Node Type What it represents
Instrument The survey instrument (entry point)
Sequence An ordered list of questions
IfThenElse A conditional branch (show question only if...)
Loop A repeated section
QuestionConstruct A question reference within the flow
QuestionItem A single question
QuestionGrid A grid/matrix of questions
CodeList A list of answer choices
Category One answer choice
StatementItem Display text (not a question)
ComputationItem A derived or calculated variable
Universe The population this question applies to
Concept A conceptual definition
Variable A data variable
StudyUnit Overall study metadata
DataCollection Data collection metadata

See DDI-L FragmentInstance for detailed coverage.

DDI-CDI 1.0

The CDI loader covers all 210 concrete top-level entity elements declared in ddi-cdi.xsd. The ~35 most commonly referenced types use hand-tuned record classes; the remaining entities round-trip through CDIGenericRecord. A representative sample of the bespoke types by domain:

Node Type Domain
Concept, ConceptualDomain, ConceptSystem, UnitType, Universe, Population Concepts
InstanceVariable, RepresentedVariable, ConceptualVariable Variables
Category, Code, ClassificationIndex, ClassificationItem, CodeList, StatisticalClassification Classifications
WideDataSet, WideDataStructure, DataStore, LogicalRecord Data structures
Agent, Activity, CorrespondenceTable Agents & process

Configuration

ddigraph reads its settings from environment variables (or a .env file). The main settings are:

  • Neo4j connection — URI, username, password, database name
  • Batchingchunk_size (records per batch), queue_maxsize, writer_concurrency
  • Retrywrite_retry_attempts, write_retry_base_delay, write_retry_jitter
  • Parsingstrict_parsing (fail on invalid XML), dry_run, replace

See Configuration for all available settings.


How the Schema Works

All node types, relationships, and database constraints are defined in one place: ddigraph.schema.definitions. This single source of truth is used by the loaders, the schema bootstrap, and the adapters.

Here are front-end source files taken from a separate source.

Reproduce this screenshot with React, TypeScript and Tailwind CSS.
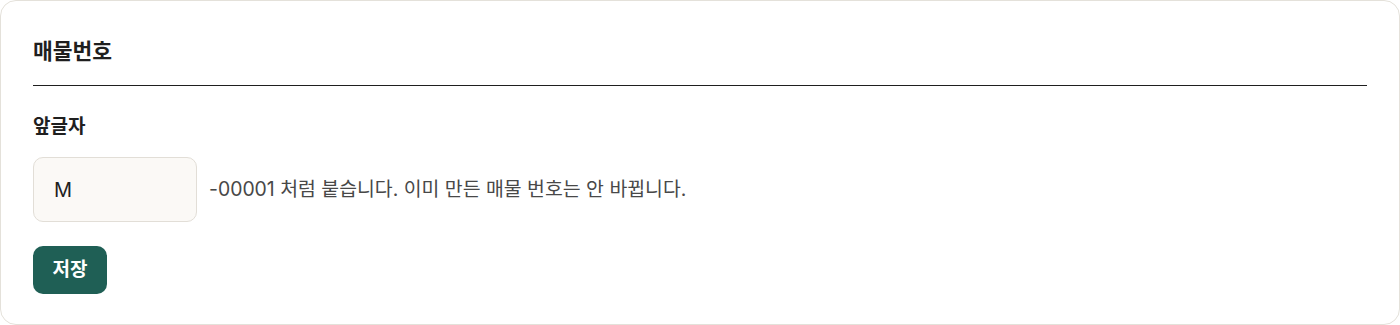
export default function App() {
  return (
    <div className="bg-white font-['Inter','Noto_Sans_CJK_KR',sans-serif]">
      <section className="h-[325px] rounded-2xl border border-[#e4e1da] bg-white px-8 pt-[34px]">
        <h2 className="text-[21.5px] font-bold leading-8 text-[#1f1f1f]">매물번호</h2>
        <div className="mt-[18px] h-px bg-[#1f1f1f]" />
        <div className="mt-[27px]">
          <label className="block text-[19px] font-bold leading-7 text-[#1f1f1f]">앞글자</label>
          <div className="mt-[16px] flex items-center gap-3">
            <input
              defaultValue="M"
              className="h-[65px] w-[164px] rounded-[10px] border border-[#e2ded7] bg-[#fbf9f6] px-5 text-[20px] text-[#1f1f1f] outline-none"
            />
            <p className="text-[19.4px] text-[#484848]">-00001 처럼 붙습니다. 이미 만든 매물 번호는 안 바뀝니다.</p>
          </div>
          <button className="mt-6 h-12 w-[74px] rounded-[10px] bg-[#1f5f55] text-[19px] font-bold text-white">저장</button>
        </div>
      </section>
    </div>
  )
}
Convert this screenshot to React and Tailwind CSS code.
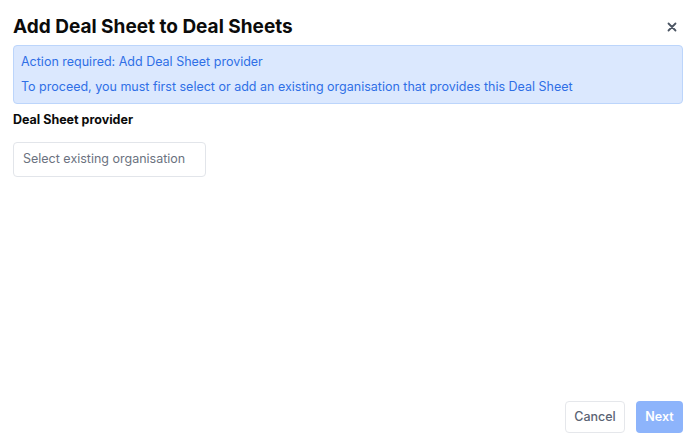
import React from "react";

export default function App() {
  return (
    <div className="flex h-[448px] w-[688px] flex-col bg-white pl-[13px] pr-[5px] font-['Inter',sans-serif]">
      <div className="flex h-[45px] items-center justify-between pt-[8px]">
        <h1 className="text-[19px] font-bold leading-none text-[#0b0b0b]">Add Deal Sheet to Deal Sheets</h1>
        <button className="mr-[5px] flex h-[12px] w-[12px] items-center justify-center text-[#4b5563]">
          <svg width="10" height="10" viewBox="0 0 10 10" fill="none" stroke="currentColor" strokeWidth="1.8" strokeLinecap="round">
            <path d="M1.5 1.5 L8.5 8.5 M8.5 1.5 L1.5 8.5" />
          </svg>
        </button>
      </div>
      <div className="flex h-[59px] flex-col justify-center gap-[7px] rounded-[4px] border border-[#bcd5fb] bg-[#dbe8fe] px-[7px] text-[12.5px] leading-[18px] text-[#2f6fe6]">
        <p>Action required: Add Deal Sheet provider</p>
        <p>To proceed, you must first select or add an existing organisation that provides this Deal Sheet</p>
      </div>
      <div className="mt-[7px] text-[12.5px] font-bold leading-[18px] text-[#0b0b0b]">Deal Sheet provider</div>
      <div className="mt-[13px] flex h-[35px] w-[193px] items-center rounded-[4px] border border-[#e2e5ea] px-[9px] text-[12.5px] text-[#6b7280]">
        Select existing organisation
      </div>
      <div className="mt-auto mb-[15px] flex justify-end gap-[11px]">
        <button className="h-[32px] w-[60px] rounded-[4px] border border-[#e5e7eb] bg-white text-[12.5px] font-medium text-[#5b6474]">Cancel</button>
        <button className="h-[32px] w-[47px] rounded-[4px] bg-[#8db4fb] text-[12.5px] font-semibold text-white">Next</button>
      </div>
    </div>
  );
}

from ddigraph.schema import DDISchema

# Generate all index/constraint queries
queries = DDISchema.generate_all_schema_queries(include_fragments=True, include_cdi=True)

# Look up the relationship type for a DDI-L reference field
rel_type = DDISchema.get_fragment_relationship_type("ControlConstructReference")
# Returns: "HAS_CONSTRUCT"

Schema Bootstrap

Run ddigraph bootstrap once before your first load. It creates:

  • Unique constraints on identity fields (id for Codebook nodes, fragment_id for FragmentInstance nodes) — prevents duplicate nodes
  • Secondary indexes on name, label, and description — makes lookups fast

It is safe to run more than once. If the index or constraint already exists, nothing changes.

ddigraph bootstrap                          # Codebook + DDI-L (default)
ddigraph bootstrap --no-include-fragments   # Codebook only

How Large Files Stay Fast

Streaming Parsing

ddigraph uses iterparse — a streaming XML parser that reads one element at a time. After each element is processed, it is deleted from memory. This keeps memory usage constant no matter how large the file is.

# Each element is processed then immediately cleared from memory
for _, elem in etree.iterparse(xml_file, events=("end",)):
    process(elem)
    elem.clear()
    while elem.getprevious() is not None:
        del elem.getparent()[0]

Without streaming, a 5 GB file would require 5 GB of RAM. With streaming, the same file uses only a small, fixed amount of memory.

Back-Pressure (Codebook Loader)

A queue sits between the parser and the database writer. If the database is writing slowly, the queue fills up. Once full, it pauses the parser until the writer catches up. This prevents memory from growing without limit when writing is slower than reading.

Think of it like a buffer at a car wash: if the wash bay is full, no more cars are admitted until one exits.

Batched Writes

Instead of writing one record to Neo4j at a time, ddigraph groups records into batches and sends them all in a single query using Cypher's UNWIND clause:

UNWIND $batch AS props
MERGE (n:Sequence {fragment_id: props.fragment_id})
SET n += props

This reduces database round trips by 10–100x. Instead of 1,000 queries (one per record), there might be 10 queries (100 records each).

Async I/O

  • Codebook loader — reads and writes at the same time using multiple concurrent writer tasks
  • FragmentInstance loader — writes asynchronously while parsing proceeds in batches

Fault Tolerance

Feature What it means
Schema bootstrap is safe to repeat Uses IF NOT EXISTS — running it twice won't break anything
Batch-level isolation Each batch is its own transaction — a failure in one batch doesn't affect others
MERGE semantics Retrying a failed batch won't create duplicate nodes
Retry with backoff Temporary Neo4j errors are retried automatically with increasing wait times
Input validation Bad configuration values are caught at startup, not mid-load

Adding a Custom Backend

The loader sends data through a GraphWriteAdapter interface (a standard set of methods). You can plug in any database by writing a class that implements this interface. See Custom Adapters for examples.

Adding Custom Node Types

To add your own node types or relationships:

  1. Extend DDISchema in src/ddigraph/schema/definitions.py
  2. Update the appropriate loader to extract the new XML elements
  3. Regenerate bootstrap queries from the schema

CI/CD

GitHub Actions runs Ruff (code style), mypy (type checking), and pytest (tests) on every push and pull request. This prevents regressions and keeps code quality consistent.